Now it appears as though the skippers who predicted management would destroy our fishery will end up being the wise ones.
There's not a lot of time left.
Management has completely undone their earlier population gains. They've also driven many for-hire businesses over the edge.
Raising the size limit so management is again protecting most of the new, modern spawning class may work as it has in Southern New England. A 13.5 or 14 inch size limit may reinstate some of our lost production.
What an incredible waste.
Trawl discards that even made commercial skippers sick in Feb/Mar 2004; The imaginary recreational discard mortality that prevented reopening sea bass in Jan/Feb 2015 - A constant and forever statistical hallucination telling managers every kind of information except true: Those are not what hold back the sea bass recovery. Bycatch & Discards, Overfishing, Climate Change - These Are Not The Issue.
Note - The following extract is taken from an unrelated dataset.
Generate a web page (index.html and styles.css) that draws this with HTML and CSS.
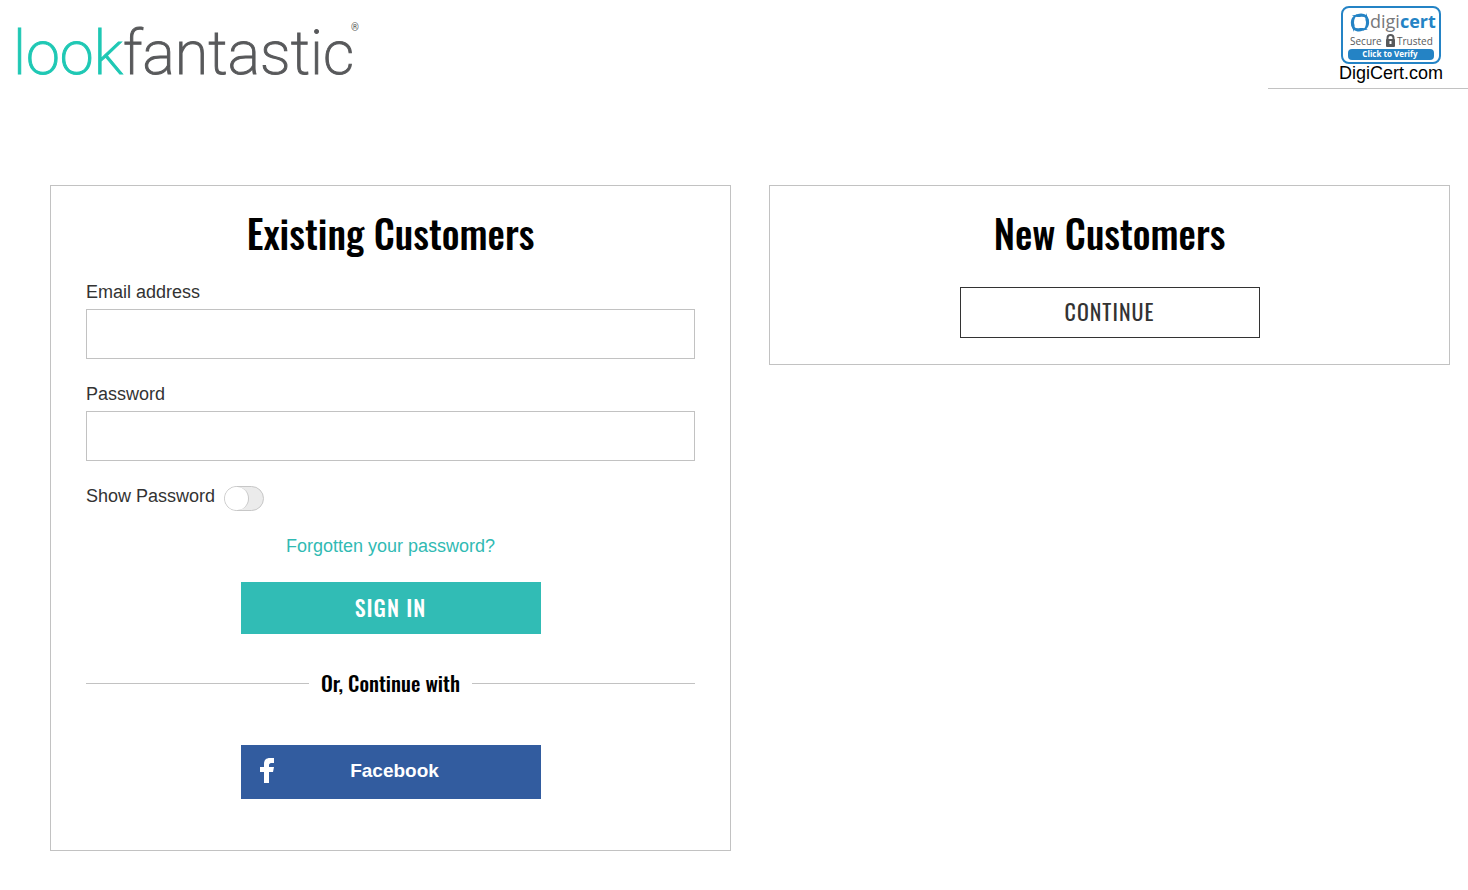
FILE: index.html
```html
<!DOCTYPE html>
<html lang="en">
<head>
<meta charset="utf-8">
<meta name="viewport" content="width=device-width, initial-scale=1">
<title>Sign in | lookfantastic</title>
<link rel="stylesheet" href="styles.css">
</head>
<body>
<header class="header">
  <a class="logo" href="#" aria-label="lookfantastic">
    <svg width="352" height="89" viewBox="0 0 352 89">
      <text class="logo-word" x="1" y="74"><tspan class="logo-look">look</tspan>fantastic</text>
      <text class="logo-mark" x="339" y="31">®</text>
    </svg>
  </a>
  <div class="seal">
    <svg class="seal-badge" width="102" height="58" viewBox="0 0 102 58" role="img" aria-label="DigiCert Secure Trusted, click to verify">
      <rect x="2" y="1" width="98" height="56" rx="7" fill="#fff" stroke="#2483c5" stroke-width="2"/>
      <g fill="#2483c5">
        <path d="M12 9c4 1 7-3 12-1 3 1 5 4 5 8-2-4-5-6-9-5-4 0-6 0-8-2z"/>
        <path d="M27 7c-1 4 3 6 2 11-1 4-3 6-7 7 3-3 4-5 4-9-1-3-1-6 1-9z"/>
        <path d="M28 24c-4-1-7 3-12 1-3-1-5-4-5-8 2 4 5 6 9 5 4 0 6 0 8 2z"/>
        <path d="M13 26c1-4-3-6-2-11 1-4 3-6 7-7-3 3-4 5-4 9 1 3 1 6-1 9z"/>
      </g>
      <text class="seal-name" x="30" y="22">digi<tspan class="seal-cert">cert</tspan></text>
      <text class="seal-words" x="10" y="39">Secure</text>
      <text class="seal-words" x="57" y="39">Trusted</text>
      <path d="M47.500 34v-2a3 3 0 0 1 6 0v2" fill="none" stroke="#58595b" stroke-width="2"/>
      <rect x="46" y="33" width="9" height="8" rx="1" fill="#58595b"/>
      <path d="M50.500 35v3" stroke="#fff" stroke-width="2"/>
      <rect x="8" y="43" width="86" height="11" rx="4" fill="#2483c5"/>
      <text class="seal-verify" x="50" y="51" text-anchor="middle">Click to Verify</text>
    </svg>
    <a class="seal-link" href="#">DigiCert.com</a>
  </div>
</header>
<main class="columns">
  <section class="card card-existing">
    <h2 class="title">Existing Customers</h2>
    <form class="form">
      <label class="label" for="email">Email address</label>
      <input class="field" id="email" type="email">
      <label class="label" for="password">Password</label>
      <input class="field" id="password" type="password">
      <div class="show">
        <label for="show">Show Password</label>
        <input class="toggle" id="show" type="checkbox">
      </div>
      <a class="forgot" href="#">Forgotten your password?</a>
      <button class="button button-primary" type="submit">SIGN IN</button>
    </form>
    <h3 class="divider">Or, Continue with</h3>
    <button class="button button-facebook" type="button">
      <svg width="14" height="26" viewBox="0 0 14 26" aria-hidden="true"><path d="M4 25V14H0V9h4V6c0-4 2-6 6-6h4v5h-3c-1 0-2 1-2 2v2h5l-1 5H9v11z" fill="#fff"/></svg>
      <span class="button-label">Facebook</span>
    </button>
  </section>
  <section class="card card-new">
    <h2 class="title">New Customers</h2>
    <button class="button button-outline" type="button">CONTINUE</button>
  </section>
</main>
</body>
</html>
```
FILE: styles.css
```css
*, *::before, *::after { box-sizing: border-box; }

body {
  margin: 0;
  background: #fff;
  color: #333;
  font: 18px/24px "Liberation Sans", Arial, sans-serif;
}

a { text-decoration: none; }

.header {
  display: flex;
  justify-content: space-between;
  align-items: flex-start;
  padding-left: 12px;
}

.logo svg { display: block; }
.logo-word { font: 200 61px Roboto, sans-serif; fill: #58595b; stroke: #58595b; stroke-width: 1px; }
.logo-look { fill: #1fc8b4; stroke: #1fc8b4; }
.logo-mark { font: 10px Roboto, sans-serif; fill: #58595b; }

.seal {
  display: flex;
  flex-direction: column;
  align-items: center;
  width: 200px;
  padding: 6px 0 6px 46px;
  border-bottom: 1px solid #c2c2c2;
}
.seal-badge { display: block; }
.seal-link { color: #000; line-height: 18px; }
.seal-name { font: 18px "Open Sans", sans-serif; fill: #77787b; }
.seal-cert { font-weight: 700; fill: #2483c5; }
.seal-words { font: 10px "Open Sans", sans-serif; fill: #58595b; }
.seal-verify { font: 700 8px "Open Sans", sans-serif; fill: #fff; }

.columns {
  display: grid;
  grid-template-columns: 1fr 1fr;
  gap: 38px;
  align-items: start;
  padding: 96px 18px 39px 50px;
}

.card {
  display: flex;
  flex-direction: column;
  align-items: center;
  padding: 22px 35px 26px;
  border: 1px solid #c2c2c2;
}
.card-existing { padding-bottom: 51px; }

.title {
  margin: 0 0 24px;
  color: #000;
  font: 500 39px/48px Oswald, "Liberation Sans Narrow", "Arial Narrow", sans-serif;
}
.card-new .title { margin-bottom: 31px; }

.form {
  display: flex;
  flex-direction: column;
  align-items: center;
  width: 100%;
}
.label { align-self: flex-start; margin-bottom: 5px; }
.field {
  width: 100%;
  height: 50px;
  margin: 0 0 23px;
  padding: 0 12px;
  border: 1px solid #c2c2c2;
  font: inherit;
}

.show {
  display: flex;
  align-self: flex-start;
  align-items: flex-start;
  gap: 9px;
}
.toggle {
  appearance: none;
  width: 40px;
  height: 25px;
  margin: 2px 0 0;
  border: 1px solid #c7c7c7;
  border-radius: 13px;
  background: #ebebeb;
}
.toggle::before {
  content: "";
  display: block;
  width: 24px;
  height: 23px;
  border-right: 1px solid #c7c7c7;
  border-radius: 12px;
  background: #fff;
}
.toggle:checked::before { margin-left: auto; }

.forgot { margin: 23px 0 24px; color: #31bab3; }

.button {
  width: 300px;
  max-width: 100%;
  height: 52px;
  padding: 0 0 3px;
  border: 0;
  font: 22px/30px Oswald, "Liberation Sans Narrow", "Arial Narrow", sans-serif;
  letter-spacing: 1px;
}
.button-primary { background: #31bcb5; color: #fff; font-weight: 500; }
.button-outline { border: 1px solid #333; background: #fff; color: #333; height: 51px; }
.button-facebook {
  display: flex;
  align-items: center;
  height: 54px;
  padding: 0 19px 2px;
  background: #325c9f;
  color: #fff;
  font: 700 19px/24px "Liberation Sans", Arial, sans-serif;
  letter-spacing: normal;
}
.button-label { flex: 1; padding-right: 6px; }

.divider {
  display: flex;
  align-items: center;
  gap: 12px;
  width: 100%;
  margin: 34px 0 47px;
  color: #000;
  font: 500 21px/30px Oswald, "Liberation Sans Narrow", "Arial Narrow", sans-serif;
}
.divider::before, .divider::after {
  content: "";
  flex: 1;
  border-top: 1px solid #c2c2c2;
}
```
Though real, they are as nothing compared to those 28,000,000 million New Jersey sea bass that weren't spawned. That absent population is joined-again by millions more in coastal calculation. They would be joined by millions more still had their spawning production been realized.
Management leans against the convenient assumption climate change has caused population shift.
Management has seized our fishery & all its potential production by regulation owing only to statistics no one should believe.
What a fabulous squandering of a renewable resource.
There can be no greater waste of surplus production than regulations which ensure no surplus occurs.
Were habitat's importance recognized and acted upon for this reef dwelling species years ago--and management's ability to utilize age at maturity as a tool for restoration been recognized aa well, we'd be trillions of sea bass ahead.
Instead we're 10,000 MTs behind. Recreational fishers in outboard boats are getting the blame for it.
Estimates Prove It.
Hey management! If your estimating system is too lazy to account professional VTR reported catch in their recreational estimates, then they're too lazy to bother testing for accuracy in any other estimate.
Every single time sea bass regulations have tightened it was because of bad estimates, not actual overfishing.
Since 2001 each additional regulatory tightening, stemming again from bad estimates, has resulted in a further decline in spawning production.
For a body whose primary task is to create and utilize surplus production, it's hard to find a bright spot
..unless we read NOAA press releases.
Sure are pretty ..but I can't cook a press release.
They won't pay a bill, won't replace my 2001 truck..
Marine Fisheries Management & Restoration is a young science.
By shifting management's focus away from data that resists all repair, and turning their efforts instead to methods of increasing production, we may yet again see benefit from our regulatory pain.
It will be too late for some businesses.
It's certainly not too late for the fish.